Problem to work on:
Search the material below for the string "this" and extract each line that has it.

Extracted material:
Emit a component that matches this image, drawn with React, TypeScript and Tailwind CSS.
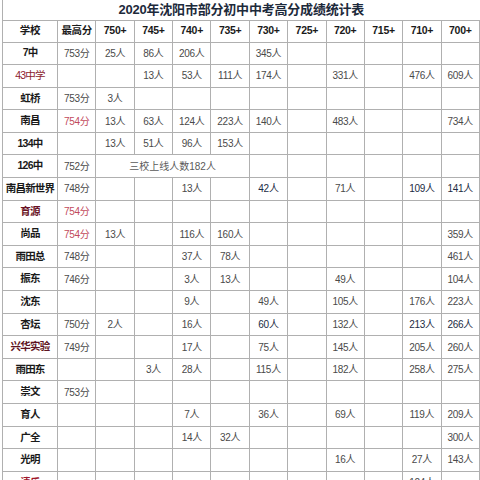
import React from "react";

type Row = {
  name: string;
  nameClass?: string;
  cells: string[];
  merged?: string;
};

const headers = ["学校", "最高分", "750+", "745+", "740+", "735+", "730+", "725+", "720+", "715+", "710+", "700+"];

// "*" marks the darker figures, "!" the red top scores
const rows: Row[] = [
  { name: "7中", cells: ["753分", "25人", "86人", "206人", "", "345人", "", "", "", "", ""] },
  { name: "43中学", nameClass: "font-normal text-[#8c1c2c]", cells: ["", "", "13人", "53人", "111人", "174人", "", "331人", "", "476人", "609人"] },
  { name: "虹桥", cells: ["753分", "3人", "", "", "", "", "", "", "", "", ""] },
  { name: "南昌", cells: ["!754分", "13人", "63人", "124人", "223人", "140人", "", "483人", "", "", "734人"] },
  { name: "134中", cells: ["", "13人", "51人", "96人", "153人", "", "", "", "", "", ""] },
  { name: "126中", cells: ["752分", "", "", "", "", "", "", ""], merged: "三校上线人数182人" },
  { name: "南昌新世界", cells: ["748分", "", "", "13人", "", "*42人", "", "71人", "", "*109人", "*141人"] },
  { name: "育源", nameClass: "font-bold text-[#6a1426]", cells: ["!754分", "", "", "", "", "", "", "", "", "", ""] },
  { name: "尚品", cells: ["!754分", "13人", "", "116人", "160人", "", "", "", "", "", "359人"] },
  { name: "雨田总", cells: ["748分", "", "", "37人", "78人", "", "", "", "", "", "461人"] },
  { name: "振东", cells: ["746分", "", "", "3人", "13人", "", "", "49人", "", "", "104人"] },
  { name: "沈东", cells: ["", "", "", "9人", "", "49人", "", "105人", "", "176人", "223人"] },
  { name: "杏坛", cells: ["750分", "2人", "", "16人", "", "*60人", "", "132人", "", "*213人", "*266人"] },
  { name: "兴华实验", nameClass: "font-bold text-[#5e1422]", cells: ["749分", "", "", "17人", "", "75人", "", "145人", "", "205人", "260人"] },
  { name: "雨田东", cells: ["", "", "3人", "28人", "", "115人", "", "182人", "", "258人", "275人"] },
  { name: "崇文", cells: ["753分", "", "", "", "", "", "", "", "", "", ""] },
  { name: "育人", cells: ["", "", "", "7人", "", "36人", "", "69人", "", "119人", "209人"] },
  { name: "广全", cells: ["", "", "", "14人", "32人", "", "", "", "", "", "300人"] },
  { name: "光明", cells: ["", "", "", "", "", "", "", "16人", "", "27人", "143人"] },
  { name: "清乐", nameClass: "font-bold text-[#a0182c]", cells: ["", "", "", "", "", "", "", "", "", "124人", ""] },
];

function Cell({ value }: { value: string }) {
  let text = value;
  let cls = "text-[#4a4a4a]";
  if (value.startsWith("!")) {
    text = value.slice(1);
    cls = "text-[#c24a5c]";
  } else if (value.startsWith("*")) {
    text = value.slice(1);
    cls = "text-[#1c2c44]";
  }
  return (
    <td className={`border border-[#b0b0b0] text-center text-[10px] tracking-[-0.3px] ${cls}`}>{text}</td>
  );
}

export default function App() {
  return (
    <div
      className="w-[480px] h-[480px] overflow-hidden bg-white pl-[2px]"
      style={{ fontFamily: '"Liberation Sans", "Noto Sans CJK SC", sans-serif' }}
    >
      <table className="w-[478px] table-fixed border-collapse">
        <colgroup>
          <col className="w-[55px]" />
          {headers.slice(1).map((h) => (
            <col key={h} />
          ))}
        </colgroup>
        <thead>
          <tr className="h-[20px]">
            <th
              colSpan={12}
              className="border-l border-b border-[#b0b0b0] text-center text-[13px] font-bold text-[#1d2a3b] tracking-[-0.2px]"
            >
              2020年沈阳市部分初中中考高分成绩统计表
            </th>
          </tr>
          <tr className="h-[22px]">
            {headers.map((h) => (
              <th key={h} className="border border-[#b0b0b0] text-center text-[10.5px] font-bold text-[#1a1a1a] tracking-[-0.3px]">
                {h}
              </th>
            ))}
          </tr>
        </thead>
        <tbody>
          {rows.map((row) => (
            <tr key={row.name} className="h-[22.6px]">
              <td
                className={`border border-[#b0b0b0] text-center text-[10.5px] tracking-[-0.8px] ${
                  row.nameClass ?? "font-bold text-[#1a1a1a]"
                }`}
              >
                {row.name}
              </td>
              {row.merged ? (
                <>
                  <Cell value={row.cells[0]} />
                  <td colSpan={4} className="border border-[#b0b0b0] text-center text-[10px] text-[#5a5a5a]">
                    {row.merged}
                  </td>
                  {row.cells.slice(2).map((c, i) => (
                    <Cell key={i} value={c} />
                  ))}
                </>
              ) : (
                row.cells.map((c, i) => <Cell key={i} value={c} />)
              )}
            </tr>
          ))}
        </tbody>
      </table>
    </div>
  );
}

==

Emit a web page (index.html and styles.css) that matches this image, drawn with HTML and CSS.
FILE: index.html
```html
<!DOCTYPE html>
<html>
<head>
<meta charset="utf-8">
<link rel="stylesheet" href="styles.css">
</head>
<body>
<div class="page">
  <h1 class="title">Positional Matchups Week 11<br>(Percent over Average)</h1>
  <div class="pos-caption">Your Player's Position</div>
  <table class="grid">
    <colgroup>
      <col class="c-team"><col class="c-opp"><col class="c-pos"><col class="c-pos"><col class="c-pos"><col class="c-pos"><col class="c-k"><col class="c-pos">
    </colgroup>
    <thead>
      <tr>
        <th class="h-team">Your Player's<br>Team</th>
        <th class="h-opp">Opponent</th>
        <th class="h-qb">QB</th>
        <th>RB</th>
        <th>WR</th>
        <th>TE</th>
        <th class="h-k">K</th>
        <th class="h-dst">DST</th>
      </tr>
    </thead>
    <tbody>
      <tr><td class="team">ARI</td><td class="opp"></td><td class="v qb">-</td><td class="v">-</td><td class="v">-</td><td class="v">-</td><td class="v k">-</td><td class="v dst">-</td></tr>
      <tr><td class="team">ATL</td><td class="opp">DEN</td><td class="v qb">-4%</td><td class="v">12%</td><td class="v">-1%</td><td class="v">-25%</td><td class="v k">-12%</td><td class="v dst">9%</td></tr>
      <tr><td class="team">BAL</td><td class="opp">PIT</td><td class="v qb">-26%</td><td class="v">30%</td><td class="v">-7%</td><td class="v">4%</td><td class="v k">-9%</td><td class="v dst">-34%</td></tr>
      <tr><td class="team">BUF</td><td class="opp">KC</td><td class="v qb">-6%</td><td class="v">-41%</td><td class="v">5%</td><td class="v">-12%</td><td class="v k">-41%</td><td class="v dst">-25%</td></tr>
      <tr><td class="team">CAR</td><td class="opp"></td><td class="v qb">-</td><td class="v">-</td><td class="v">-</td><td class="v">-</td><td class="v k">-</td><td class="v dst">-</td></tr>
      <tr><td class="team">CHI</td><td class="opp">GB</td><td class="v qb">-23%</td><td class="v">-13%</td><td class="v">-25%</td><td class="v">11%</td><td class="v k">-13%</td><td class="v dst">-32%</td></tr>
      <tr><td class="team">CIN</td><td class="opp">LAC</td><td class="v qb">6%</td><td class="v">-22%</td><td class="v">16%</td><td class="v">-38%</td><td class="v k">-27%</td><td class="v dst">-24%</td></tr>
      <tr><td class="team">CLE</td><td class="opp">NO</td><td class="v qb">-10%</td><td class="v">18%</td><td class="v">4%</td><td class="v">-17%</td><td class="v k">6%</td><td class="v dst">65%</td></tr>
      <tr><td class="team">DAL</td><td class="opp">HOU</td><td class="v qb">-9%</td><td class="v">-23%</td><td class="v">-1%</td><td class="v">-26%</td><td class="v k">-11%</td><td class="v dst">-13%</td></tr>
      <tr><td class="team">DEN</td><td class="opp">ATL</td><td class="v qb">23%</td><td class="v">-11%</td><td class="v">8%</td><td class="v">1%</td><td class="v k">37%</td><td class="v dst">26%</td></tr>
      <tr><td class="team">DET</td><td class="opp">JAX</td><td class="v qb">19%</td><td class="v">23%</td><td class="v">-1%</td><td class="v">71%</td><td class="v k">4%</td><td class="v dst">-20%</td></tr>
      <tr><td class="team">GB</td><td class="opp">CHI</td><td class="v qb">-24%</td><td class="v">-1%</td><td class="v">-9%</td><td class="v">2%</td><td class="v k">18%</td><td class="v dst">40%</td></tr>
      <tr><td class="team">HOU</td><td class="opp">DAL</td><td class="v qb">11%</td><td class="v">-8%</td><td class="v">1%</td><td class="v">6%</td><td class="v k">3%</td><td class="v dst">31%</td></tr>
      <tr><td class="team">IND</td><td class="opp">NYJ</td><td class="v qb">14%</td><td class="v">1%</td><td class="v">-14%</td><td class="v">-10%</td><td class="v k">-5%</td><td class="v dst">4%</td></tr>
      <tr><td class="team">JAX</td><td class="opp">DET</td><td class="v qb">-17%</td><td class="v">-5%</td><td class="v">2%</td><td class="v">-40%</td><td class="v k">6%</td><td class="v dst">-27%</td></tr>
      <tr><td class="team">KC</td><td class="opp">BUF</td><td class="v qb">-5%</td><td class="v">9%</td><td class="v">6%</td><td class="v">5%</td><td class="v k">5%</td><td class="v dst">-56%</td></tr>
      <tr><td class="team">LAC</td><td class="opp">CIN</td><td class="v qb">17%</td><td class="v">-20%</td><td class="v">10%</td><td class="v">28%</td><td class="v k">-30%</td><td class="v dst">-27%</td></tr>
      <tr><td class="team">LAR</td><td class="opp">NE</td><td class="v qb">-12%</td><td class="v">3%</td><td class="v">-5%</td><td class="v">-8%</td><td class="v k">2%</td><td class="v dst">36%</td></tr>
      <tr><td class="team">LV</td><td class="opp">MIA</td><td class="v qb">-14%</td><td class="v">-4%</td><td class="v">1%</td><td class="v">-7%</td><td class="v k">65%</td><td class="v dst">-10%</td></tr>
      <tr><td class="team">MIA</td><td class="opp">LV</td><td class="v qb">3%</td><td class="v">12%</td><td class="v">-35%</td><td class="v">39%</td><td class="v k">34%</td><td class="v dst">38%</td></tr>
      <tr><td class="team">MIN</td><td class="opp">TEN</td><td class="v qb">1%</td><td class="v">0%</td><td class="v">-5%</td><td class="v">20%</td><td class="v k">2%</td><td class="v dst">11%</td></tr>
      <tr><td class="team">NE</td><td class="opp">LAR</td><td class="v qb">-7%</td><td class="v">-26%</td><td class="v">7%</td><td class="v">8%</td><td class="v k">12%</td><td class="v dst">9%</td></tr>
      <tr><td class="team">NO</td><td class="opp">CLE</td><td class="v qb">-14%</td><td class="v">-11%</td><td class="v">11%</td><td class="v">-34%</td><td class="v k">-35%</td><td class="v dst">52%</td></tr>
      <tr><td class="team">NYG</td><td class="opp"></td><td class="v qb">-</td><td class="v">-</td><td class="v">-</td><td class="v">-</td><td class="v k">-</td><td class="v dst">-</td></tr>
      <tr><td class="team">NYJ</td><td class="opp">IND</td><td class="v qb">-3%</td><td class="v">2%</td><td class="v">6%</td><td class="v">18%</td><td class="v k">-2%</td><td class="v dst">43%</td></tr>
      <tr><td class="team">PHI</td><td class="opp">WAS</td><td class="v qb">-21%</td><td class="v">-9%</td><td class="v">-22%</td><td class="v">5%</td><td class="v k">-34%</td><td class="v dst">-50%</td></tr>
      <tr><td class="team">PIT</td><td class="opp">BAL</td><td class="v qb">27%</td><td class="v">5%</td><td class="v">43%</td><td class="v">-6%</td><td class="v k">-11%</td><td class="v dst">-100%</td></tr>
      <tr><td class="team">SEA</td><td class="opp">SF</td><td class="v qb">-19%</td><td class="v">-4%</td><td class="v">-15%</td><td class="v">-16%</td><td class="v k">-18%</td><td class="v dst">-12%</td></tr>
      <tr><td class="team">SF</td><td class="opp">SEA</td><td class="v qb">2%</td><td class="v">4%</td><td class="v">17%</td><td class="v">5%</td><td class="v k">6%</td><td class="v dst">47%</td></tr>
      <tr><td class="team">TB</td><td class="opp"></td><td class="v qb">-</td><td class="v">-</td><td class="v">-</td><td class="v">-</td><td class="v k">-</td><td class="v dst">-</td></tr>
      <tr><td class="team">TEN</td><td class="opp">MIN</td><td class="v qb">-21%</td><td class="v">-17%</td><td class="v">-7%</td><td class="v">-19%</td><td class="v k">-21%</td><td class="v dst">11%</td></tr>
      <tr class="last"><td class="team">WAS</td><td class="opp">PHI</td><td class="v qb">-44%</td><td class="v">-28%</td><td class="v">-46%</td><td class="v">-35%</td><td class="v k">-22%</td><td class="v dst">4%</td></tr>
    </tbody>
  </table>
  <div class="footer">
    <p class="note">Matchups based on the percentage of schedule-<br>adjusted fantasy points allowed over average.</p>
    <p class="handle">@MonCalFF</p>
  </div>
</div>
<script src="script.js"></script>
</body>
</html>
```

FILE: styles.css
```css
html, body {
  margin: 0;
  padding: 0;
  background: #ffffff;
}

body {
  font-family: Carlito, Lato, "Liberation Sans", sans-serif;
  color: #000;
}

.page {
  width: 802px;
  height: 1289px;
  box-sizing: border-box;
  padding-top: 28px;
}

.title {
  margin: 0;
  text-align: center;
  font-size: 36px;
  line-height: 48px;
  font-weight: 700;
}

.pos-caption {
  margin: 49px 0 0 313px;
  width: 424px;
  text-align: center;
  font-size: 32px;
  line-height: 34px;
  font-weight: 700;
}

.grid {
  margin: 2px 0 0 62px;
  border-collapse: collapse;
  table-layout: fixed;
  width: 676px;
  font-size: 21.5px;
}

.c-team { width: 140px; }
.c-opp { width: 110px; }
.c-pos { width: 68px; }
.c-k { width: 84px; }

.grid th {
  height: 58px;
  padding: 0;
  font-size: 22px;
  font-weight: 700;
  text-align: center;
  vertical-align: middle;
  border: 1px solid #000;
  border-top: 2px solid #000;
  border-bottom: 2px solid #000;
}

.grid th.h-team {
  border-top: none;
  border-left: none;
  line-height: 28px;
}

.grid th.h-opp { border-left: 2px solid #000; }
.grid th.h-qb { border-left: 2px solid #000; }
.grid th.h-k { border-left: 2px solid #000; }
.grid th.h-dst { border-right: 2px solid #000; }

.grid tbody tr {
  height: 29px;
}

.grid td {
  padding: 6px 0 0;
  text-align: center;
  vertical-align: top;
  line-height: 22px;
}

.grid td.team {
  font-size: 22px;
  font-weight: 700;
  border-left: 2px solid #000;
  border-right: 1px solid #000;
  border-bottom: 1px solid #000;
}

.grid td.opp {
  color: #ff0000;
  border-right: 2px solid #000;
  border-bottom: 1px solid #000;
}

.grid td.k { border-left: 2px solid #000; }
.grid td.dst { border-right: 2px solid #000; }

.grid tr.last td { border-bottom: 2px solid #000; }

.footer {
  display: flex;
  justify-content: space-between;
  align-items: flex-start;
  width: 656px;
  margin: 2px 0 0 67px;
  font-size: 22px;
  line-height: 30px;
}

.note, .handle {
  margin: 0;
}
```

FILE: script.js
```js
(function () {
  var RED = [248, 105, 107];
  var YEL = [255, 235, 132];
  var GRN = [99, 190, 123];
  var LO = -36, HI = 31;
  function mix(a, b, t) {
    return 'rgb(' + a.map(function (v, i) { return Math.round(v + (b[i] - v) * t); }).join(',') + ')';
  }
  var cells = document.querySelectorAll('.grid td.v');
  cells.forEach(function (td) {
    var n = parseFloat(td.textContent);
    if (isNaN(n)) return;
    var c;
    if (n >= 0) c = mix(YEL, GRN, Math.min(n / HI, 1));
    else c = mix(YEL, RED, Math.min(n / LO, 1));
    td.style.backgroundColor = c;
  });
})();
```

Solution to the exercise:
Emit a component that matches this image, drawn with React, TypeScript and Tailwind CSS.
Emit a web page (index.html and styles.css) that matches this image, drawn with HTML and CSS.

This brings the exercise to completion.